Other presidents have promised to be truth-tellers, most notably Jimmy Carter, who pledged, “I’ll never lie to you.” And after Donald Trump, even Ronald Reagan, with his weird beliefs that trees are a major cause of pollution and his vagueness about the details of his own policies, seems in hindsight like Diogenes in the White House. But it was revealing that Biden went out of his way to quote a woman whom he met on the campaign trail last year who urged him, “I just want the truth … just tell me the truth.”
In Biden’s telling, America is poised for a summer of miracles. Not only are we surpassing every major nation in the world in the pace at which we are giving citizens full vaccination protection, but Biden has also expressed the conviction that every adult will be able to get an injection before spring is over.
Biden also added a caveat that provided the necessary burst of honesty. “A lot can happen,” the president said. “Conditions can change. The scientists have made clear that things may get worse again as new variants of the virus spread.”
The dream that Biden offered was a relatively normal Fourth of July—so long as everyone wears masks and signs up to be vaccinated before then. No raucous parties, no holiday weekends of barhopping, but the first steps back to life as it used to be. As Biden put it, “After this long hard year, that will make Independence Day truly special, where we not only mark our independence as a nation, but we begin to mark our independence from the virus.”
More likely than not, there will be pundits and political consultants loudly lamenting Biden’s failure to ballyhoo passage of his American Rescue Plan. They will accuse Biden of repeating Barack Obama’s error in not launching a nonstop hard-sell campaign to tell voters about the 2009 stimulus.
It has always been a beguiling fantasy that the Democrats could have avoided the loss of the House in the 2010 elections if only Obama had played Willie Loman with his bulging sample case. In Republic of Spin, a historical study of White House salesmanship from Teddy Roosevelt to Obama, David Greenberg writes, “If spin can sell a policy or a candidate, its powers tend to be over-rated.”
The truth is, Obama could not have erased the political problems caused by the slow pace of the economic comeback in 2010, even if he had spent more time selling his stimulus package to the public.
Judging from his initial White House address, Biden recognizes that reality. It doesn’t take a crass gesture like putting his name on the checks for most voters to realize that the government is sending them $1,400 payments and that most families will receive generous tax credits for each child.
Based on what we know right now, the 2022 elections (so vital for the Democrats to maintain control of Congress) will pivot around three factors—the recovery from the pandemic, the condition of the economy, and whether Trumpian crazies win key Senate and House primaries. As Trump learned to his eternal shame, you can’t spin or happy-talk a pandemic. Biden and the Democrats will rise and fall based on the realities of life in November 2022—not some glossy P.R. campaign concocted by White House advisers.
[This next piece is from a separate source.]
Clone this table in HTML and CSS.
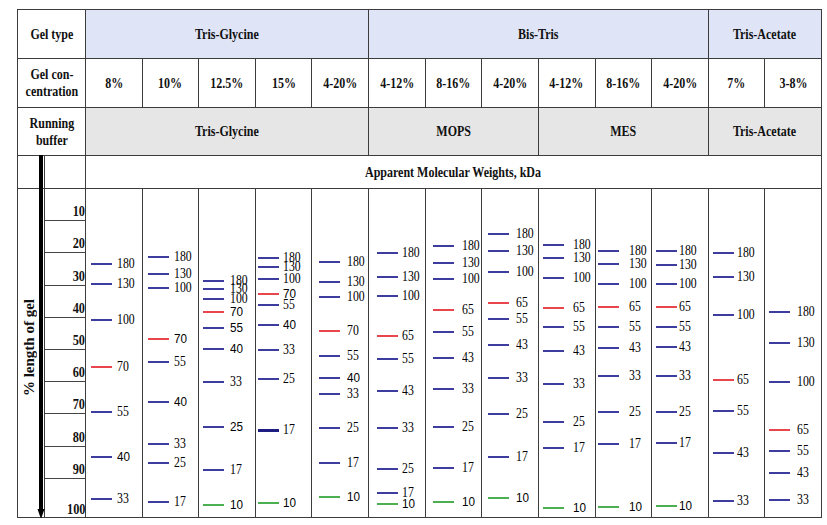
FILE: index.html
```html
<!DOCTYPE html>
<html lang="en">
<head>
<meta charset="utf-8">
<title>Protein marker migration chart</title>
<link rel="stylesheet" href="styles.css">
</head>
<body>
<div class="sheet">
  <!-- row 1 -->
  <div class="cell hd"><span class="t">Gel type</span></div>
  <div class="cell blue span5"><span class="t">Tris-Glycine</span></div>
  <div class="cell blue span6"><span class="t">Bis-Tris</span></div>
  <div class="cell blue span2"><span class="t">Tris-Acetate</span></div>
  <!-- row 2 -->
  <div class="cell hd"><span class="t">Gel con-<br>centration</span></div>
  <div class="cell"><span class="t">8%</span></div>
  <div class="cell"><span class="t">10%</span></div>
  <div class="cell"><span class="t">12.5%</span></div>
  <div class="cell"><span class="t">15%</span></div>
  <div class="cell"><span class="t">4-20%</span></div>
  <div class="cell"><span class="t">4-12%</span></div>
  <div class="cell"><span class="t">8-16%</span></div>
  <div class="cell"><span class="t">4-20%</span></div>
  <div class="cell"><span class="t">4-12%</span></div>
  <div class="cell"><span class="t">8-16%</span></div>
  <div class="cell"><span class="t">4-20%</span></div>
  <div class="cell"><span class="t">7%</span></div>
  <div class="cell"><span class="t">3-8%</span></div>
  <!-- row 3 -->
  <div class="cell hd"><span class="t">Running<br>buffer</span></div>
  <div class="cell grey span5"><span class="t">Tris-Glycine</span></div>
  <div class="cell grey span3"><span class="t">MOPS</span></div>
  <div class="cell grey span3"><span class="t">MES</span></div>
  <div class="cell grey span2"><span class="t">Tris-Acetate</span></div>
  <!-- row 4 -->
  <div class="cell"></div>
  <div class="cell"></div>
  <div class="cell span13"><span class="t">Apparent Molecular Weights, kDa</span></div>
  <!-- row 5 -->
  <div class="cell ycell"><span class="ylabel">% length of gel</span></div>
  <div class="scale">
    <div class="tick"><span>10</span></div>
    <div class="tick"><span>20</span></div>
    <div class="tick"><span>30</span></div>
    <div class="tick"><span>40</span></div>
    <div class="tick"><span>50</span></div>
    <div class="tick"><span>60</span></div>
    <div class="tick"><span>70</span></div>
    <div class="tick"><span>80</span></div>
    <div class="tick"><span>90</span></div>
    <div class="tick last"><span>100</span></div>
  </div>

  <div class="lane" style="--lx:5px;--tx:31px">
    <div class="b" style="top:75px"><i></i><span>180</span></div>
    <div class="b" style="top:95px"><i></i><span>130</span></div>
    <div class="b" style="top:131px"><i></i><span>100</span></div>
    <div class="b r" style="top:178px"><i></i><span>70</span></div>
    <div class="b" style="top:223px"><i></i><span>55</span></div>
    <div class="b s" style="top:268px"><i></i><span>40</span></div>
    <div class="b" style="top:310px"><i></i><span>33</span></div>
  </div>
  <div class="lane" style="--lx:5px;--tx:31px">
    <div class="b" style="top:68px"><i></i><span>180</span></div>
    <div class="b" style="top:85px"><i></i><span>130</span></div>
    <div class="b" style="top:99px"><i></i><span>100</span></div>
    <div class="b r s" style="top:150px"><i></i><span>70</span></div>
    <div class="b" style="top:173px"><i></i><span>55</span></div>
    <div class="b s" style="top:213px"><i></i><span>40</span></div>
    <div class="b" style="top:255px"><i></i><span>33</span></div>
    <div class="b" style="top:274px"><i></i><span>25</span></div>
    <div class="b" style="top:313px"><i></i><span>17</span></div>
  </div>
  <div class="lane" style="--lx:4px;--tx:31px">
    <div class="b" style="top:92px"><i></i><span>180</span></div>
    <div class="b" style="top:100px"><i></i><span>130</span></div>
    <div class="b" style="top:110px"><i></i><span>100</span></div>
    <div class="b r s" style="top:123px"><i></i><span>70</span></div>
    <div class="b s" style="top:139px"><i></i><span>55</span></div>
    <div class="b s" style="top:160px"><i></i><span>40</span></div>
    <div class="b" style="top:193px"><i></i><span>33</span></div>
    <div class="b s" style="top:238px"><i></i><span>25</span></div>
    <div class="b" style="top:281px"><i></i><span>17</span></div>
    <div class="b g s" style="top:316px"><i></i><span>10</span></div>
  </div>
  <div class="lane" style="--lx:2px;--tx:27px">
    <div class="b" style="top:69px"><i></i><span>180</span></div>
    <div class="b" style="top:78px"><i></i><span>130</span></div>
    <div class="b" style="top:90px"><i></i><span>100</span></div>
    <div class="b r s" style="top:105px"><i></i><span>70</span></div>
    <div class="b" style="top:116px"><i></i><span>55</span></div>
    <div class="b s" style="top:136px"><i></i><span>40</span></div>
    <div class="b" style="top:161px"><i></i><span>33</span></div>
    <div class="b" style="top:190px"><i></i><span>25</span></div>
    <div class="b d" style="top:241px"><i></i><span>17</span></div>
    <div class="b g s" style="top:314px"><i></i><span>10</span></div>
  </div>
  <div class="lane" style="--lx:7px;--tx:35px">
    <div class="b" style="top:73px"><i></i><span>180</span></div>
    <div class="b" style="top:93px"><i></i><span>130</span></div>
    <div class="b" style="top:108px"><i></i><span>100</span></div>
    <div class="b r" style="top:142px"><i></i><span>70</span></div>
    <div class="b" style="top:167px"><i></i><span>55</span></div>
    <div class="b s" style="top:189px"><i></i><span>40</span></div>
    <div class="b" style="top:205px"><i></i><span>33</span></div>
    <div class="b" style="top:239px"><i></i><span>25</span></div>
    <div class="b" style="top:274px"><i></i><span>17</span></div>
    <div class="b g s" style="top:308px"><i></i><span>10</span></div>
  </div>
  <div class="lane" style="--lx:8px;--tx:33px">
    <div class="b" style="top:64px"><i></i><span>180</span></div>
    <div class="b" style="top:88px"><i></i><span>130</span></div>
    <div class="b" style="top:107px"><i></i><span>100</span></div>
    <div class="b r" style="top:147px"><i></i><span>65</span></div>
    <div class="b" style="top:170px"><i></i><span>55</span></div>
    <div class="b" style="top:202px"><i></i><span>43</span></div>
    <div class="b" style="top:239px"><i></i><span>33</span></div>
    <div class="b" style="top:280px"><i></i><span>25</span></div>
    <div class="b" style="top:304px"><i></i><span>17</span></div>
    <div class="b g s" style="top:315px"><i></i><span>10</span></div>
  </div>
  <div class="lane" style="--lx:7px;--tx:36px">
    <div class="b" style="top:57px"><i></i><span>180</span></div>
    <div class="b" style="top:74px"><i></i><span>130</span></div>
    <div class="b" style="top:90px"><i></i><span>100</span></div>
    <div class="b r" style="top:121px"><i></i><span>65</span></div>
    <div class="b" style="top:143px"><i></i><span>55</span></div>
    <div class="b" style="top:169px"><i></i><span>43</span></div>
    <div class="b" style="top:200px"><i></i><span>33</span></div>
    <div class="b" style="top:238px"><i></i><span>25</span></div>
    <div class="b" style="top:279px"><i></i><span>17</span></div>
    <div class="b g s" style="top:313px"><i></i><span>10</span></div>
  </div>
  <div class="lane" style="--lx:6px;--tx:34px">
    <div class="b" style="top:45px"><i></i><span>180</span></div>
    <div class="b" style="top:62px"><i></i><span>130</span></div>
    <div class="b" style="top:83px"><i></i><span>100</span></div>
    <div class="b r" style="top:114px"><i></i><span>65</span></div>
    <div class="b" style="top:130px"><i></i><span>55</span></div>
    <div class="b" style="top:156px"><i></i><span>43</span></div>
    <div class="b" style="top:189px"><i></i><span>33</span></div>
    <div class="b" style="top:225px"><i></i><span>25</span></div>
    <div class="b" style="top:268px"><i></i><span>17</span></div>
    <div class="b g s" style="top:309px"><i></i><span>10</span></div>
  </div>
  <div class="lane" style="--lx:4px;--tx:34px">
    <div class="b" style="top:56px"><i></i><span>180</span></div>
    <div class="b" style="top:69px"><i></i><span>130</span></div>
    <div class="b" style="top:89px"><i></i><span>100</span></div>
    <div class="b r" style="top:119px"><i></i><span>65</span></div>
    <div class="b" style="top:138px"><i></i><span>55</span></div>
    <div class="b" style="top:162px"><i></i><span>43</span></div>
    <div class="b" style="top:195px"><i></i><span>33</span></div>
    <div class="b" style="top:233px"><i></i><span>25</span></div>
    <div class="b" style="top:259px"><i></i><span>17</span></div>
    <div class="b g s" style="top:319px"><i></i><span>10</span></div>
  </div>
  <div class="lane" style="--lx:2px;--tx:33px">
    <div class="b" style="top:62px"><i></i><span>180</span></div>
    <div class="b" style="top:75px"><i></i><span>130</span></div>
    <div class="b" style="top:95px"><i></i><span>100</span></div>
    <div class="b r" style="top:118px"><i></i><span>65</span></div>
    <div class="b" style="top:138px"><i></i><span>55</span></div>
    <div class="b" style="top:159px"><i></i><span>43</span></div>
    <div class="b" style="top:187px"><i></i><span>33</span></div>
    <div class="b" style="top:223px"><i></i><span>25</span></div>
    <div class="b" style="top:255px"><i></i><span>17</span></div>
    <div class="b g s" style="top:318px"><i></i><span>10</span></div>
  </div>
  <div class="lane" style="--lx:4px;--tx:27px">
    <div class="b" style="top:62px"><i></i><span>180</span></div>
    <div class="b" style="top:76px"><i></i><span>130</span></div>
    <div class="b" style="top:95px"><i></i><span>100</span></div>
    <div class="b r" style="top:118px"><i></i><span>65</span></div>
    <div class="b" style="top:138px"><i></i><span>55</span></div>
    <div class="b" style="top:158px"><i></i><span>43</span></div>
    <div class="b" style="top:187px"><i></i><span>33</span></div>
    <div class="b" style="top:223px"><i></i><span>25</span></div>
    <div class="b" style="top:254px"><i></i><span>17</span></div>
    <div class="b g s" style="top:317px"><i></i><span>10</span></div>
  </div>
  <div class="lane" style="--lx:4px;--tx:28px">
    <div class="b" style="top:64px"><i></i><span>180</span></div>
    <div class="b" style="top:88px"><i></i><span>130</span></div>
    <div class="b" style="top:126px"><i></i><span>100</span></div>
    <div class="b r" style="top:191px"><i></i><span>65</span></div>
    <div class="b" style="top:222px"><i></i><span>55</span></div>
    <div class="b" style="top:264px"><i></i><span>43</span></div>
    <div class="b" style="top:312px"><i></i><span>33</span></div>
  </div>
  <div class="lane" style="--lx:4px;--tx:32px">
    <div class="b" style="top:123px"><i></i><span>180</span></div>
    <div class="b" style="top:154px"><i></i><span>130</span></div>
    <div class="b" style="top:193px"><i></i><span>100</span></div>
    <div class="b r" style="top:241px"><i></i><span>65</span></div>
    <div class="b" style="top:262px"><i></i><span>55</span></div>
    <div class="b" style="top:284px"><i></i><span>43</span></div>
    <div class="b" style="top:311px"><i></i><span>33</span></div>
  </div>

  <svg class="arrow" width="10" height="364" viewBox="0 0 10 364" aria-hidden="true">
    <rect x="3" y="0" width="4" height="356" fill="#000"/>
    <path d="M1.5 354 L8.5 354 L5 364 Z" fill="#000"/>
  </svg>
</div>
</body>
</html>
```

FILE: styles.css
```css
html, body {
  margin: 0;
  padding: 0;
  background: #ffffff;
}

body {
  font-family: "Liberation Serif", "Times New Roman", serif;
  color: #111111;
}

.sheet {
  position: relative;
  margin: 9px 0 0 17px;
  width: 805px;
  height: 509px;
  box-sizing: border-box;
  padding: 1px;
  gap: 1px;
  background: #3c3c3c;
  display: grid;
  grid-template-columns: 26px 40px repeat(13, 1fr);
  grid-template-rows: 48px 48px 47px 32px 328px;
}

.cell {
  background: #ffffff;
  display: flex;
  align-items: center;
  justify-content: center;
  text-align: center;
  font-weight: bold;
  font-size: 15px;
  line-height: 17px;
}

.hd { grid-column: 1 / 3; }
.span2 { grid-column: span 2; }
.span3 { grid-column: span 3; }
.span5 { grid-column: span 5; }
.span6 { grid-column: span 6; }
.span13 { grid-column: span 13; }

.blue { background: #dfe5f6; }
.grey { background: #e6e6e6; }

.t {
  display: inline-block;
  white-space: nowrap;
  transform: scaleX(0.8);
}

/* vertical axis label */
.ycell {
  padding-bottom: 11px;
}

.ylabel {
  writing-mode: vertical-rl;
  transform: rotate(180deg);
  white-space: nowrap;
  font-size: 15px;
  line-height: 15px;
  margin-right: 3px;
}

/* % scale */
.scale {
  background: #ffffff;
  display: flex;
  flex-direction: column;
}

.tick {
  height: 32.2px;
  flex: none;
  box-sizing: border-box;
  border-bottom: 1px solid #444444;
  display: flex;
  align-items: flex-end;
  justify-content: flex-end;
  padding: 0 0 1px 0;
  font-weight: bold;
  font-size: 15px;
  line-height: 15px;
}

.tick span {
  display: inline-block;
  transform: scaleX(0.82);
  transform-origin: right bottom;
}

.tick.last {
  flex: 1;
  height: auto;
  border-bottom: none;
  padding-bottom: 0;
}

/* gel lanes */
.lane {
  position: relative;
  background: #ffffff;
}

.b {
  position: absolute;
  left: 0;
  width: 100%;
  height: 0;
}

.b i {
  position: absolute;
  left: var(--lx);
  top: -1px;
  width: 21px;
  height: 2px;
  background: #3d3d9f;
}

.b span {
  position: absolute;
  left: var(--tx);
  top: -8px;
  font-size: 14px;
  line-height: 16px;
  color: #000000;
  white-space: nowrap;
  transform: scaleX(0.84);
  transform-origin: left center;
}

.b.s span {
  font-family: "Liberation Sans", Arial, sans-serif;
  font-size: 13px;
  transform: scaleX(0.9);
}

.b.r i { background: #e8454d; }
.b.g i { background: #4caf50; }
.b.d i { background: #1e1e82; height: 3px; top: -1.5px; }

/* the arrow that runs down the length of gel */
.arrow {
  position: absolute;
  left: 18.5px;
  top: 146px;
}
```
Any president (OK, maybe not Josh Hawley) would seem sane and sober after Trump. That welcome contrast has tended to obscure just how much Biden differs from his Democratic predecessors, Bill Clinton and Obama. Biden doesn’t embrace politics as Clinton did or revel in his disdain for it as Obama did.
If his first seven weeks in office are any indication, Biden’s style is simply to ignore the obvious political moves. After a year of unfathomable tragedy, after four years of a tin-pot authoritarian president, Biden’s decision is simultaneously unconventional and perfect for the moment.